Saint-Malo et Surcouf
C’est l’heure du retour, cap sur le phare du Grand Jardin. Apparaît alors au loin le Grand Bê. Lieu de pèlerinage littéraire, cet îlot abrite le tombeau de Chateaubriand (qui fut enterré debout), édifié face au large. Le Grand Bê est aussi célèbre dans la région pour avoir accueilli, au XIVe siècle, la 1ere commune de Saint-Malo, constituée de Malouins en révolte contre leur évêque. On aperçoit aussi le Petit Bê, un fort en restauration. Si à marée basse on peut accéder au Grand Bê et au Petit Bê à pied, il est nécessaire d’avoir recours au Passeur des Bês pour y parvenir à marée haute. Enfin, se dessine la silhouette du Fort National qui fut le lieu d’un des plus célèbres duels de notre histoire. On raconte que le corsaire malouin Robert Surcouf, voulant laver l’honneur de la France suite à des propos outrageants tenus par douze officiers prussiens dans un cabaret de Saint-Malo, les combattit en duel dans la cour du Fort National. Il vainquit tour à tour les onze premiers officiers. Il coupa ensuite la main du 12e avec son sabre mais lui épargna la vie car, dit-il, il lui fallait un témoin.

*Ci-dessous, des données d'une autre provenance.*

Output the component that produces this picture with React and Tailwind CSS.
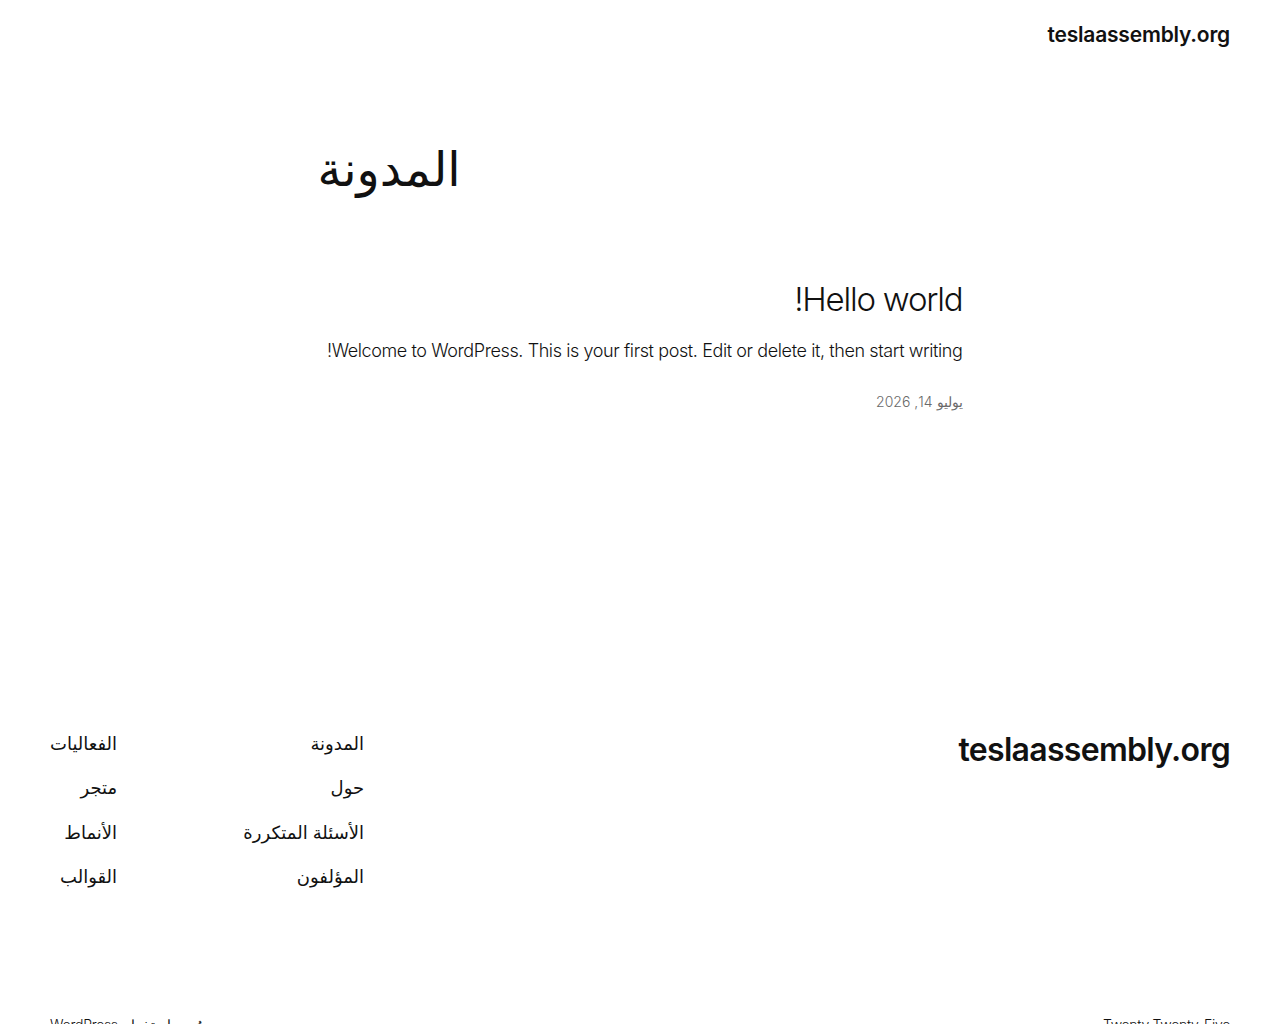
import React from "react";

const font = { fontFamily: 'Inter, "DejaVu Sans", sans-serif' };

export default function App() {
  return (
    <div dir="rtl" className="bg-white text-[#111111] min-h-[1100px]" style={font}>
      <header className="px-[50px] pt-[20px] flex justify-between items-center">
        <div className="text-[21px] font-semibold leading-[30px] tracking-[-0.2px]">teslaassembly.org</div>
      </header>

      <main className="w-[645px] mx-auto">
        <h1 className="mt-[90px] text-left text-[48px] leading-[1.2] font-normal">المدونة</h1>

        <article className="mt-[82px]">
          <h2 className="text-[33px] font-light leading-[1.2] tracking-[-1.2px]">Hello world!</h2>
          <p className="mt-[18px] text-[18px] font-light leading-[1.5] tracking-[-0.4px]">
            Welcome to WordPress. This is your first post. Edit or delete it, then start writing!
          </p>
          <div className="mt-[27px] text-[14px] text-[#6a6a6a] font-light">يوليو 14, 2026</div>
        </article>
      </main>

      <footer className="mt-[319px] px-[50px]">
        <div className="flex justify-between items-start">
          <div className="text-[32px] font-semibold leading-[1.2] tracking-[-0.7px]">teslaassembly.org</div>
          <nav className="flex text-[18px] leading-[26px]">
            <div className="w-[247px] flex flex-col gap-[18.3px]">
              <span>المدونة</span>
              <span>حول</span>
              <span>الأسئلة المتكررة</span>
              <span>المؤلفون</span>
            </div>
            <div className="flex flex-col gap-[18.3px]">
              <span>الفعاليات</span>
              <span>متجر</span>
              <span>الأنماط</span>
              <span>القوالب</span>
            </div>
          </nav>
        </div>
        <div className="mt-[124px] flex justify-between text-[14px] font-light tracking-[-0.3px]">
          <span>Twenty Twenty-Five</span>
          <span>صُمم باستخدام WordPress</span>
        </div>
      </footer>
    </div>
  );
}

La croisière touche à sa fin et se dressent sur la côte les hauts remparts de Saint-Malo construits par Vauban. Derrière ces murs, de riches armateurs appelés « ces messieurs de Saint-Malo », lesquels faisaient du commerce d’épices avec les Indes, ont édifié de hautes maisons de granit. Elles dépassaient les murailles pour que chacun, en arrivant au port, puissent bien mesurer leur importance. Cette ville intra-muros, détruite en grande partie par les bombardements lors de la guerre de 1939-45, a été reconstruite à l’identique et offre aujourd’hui aux nombreux touristes un entrelacs de ruelles pavées comme au 18e siècle.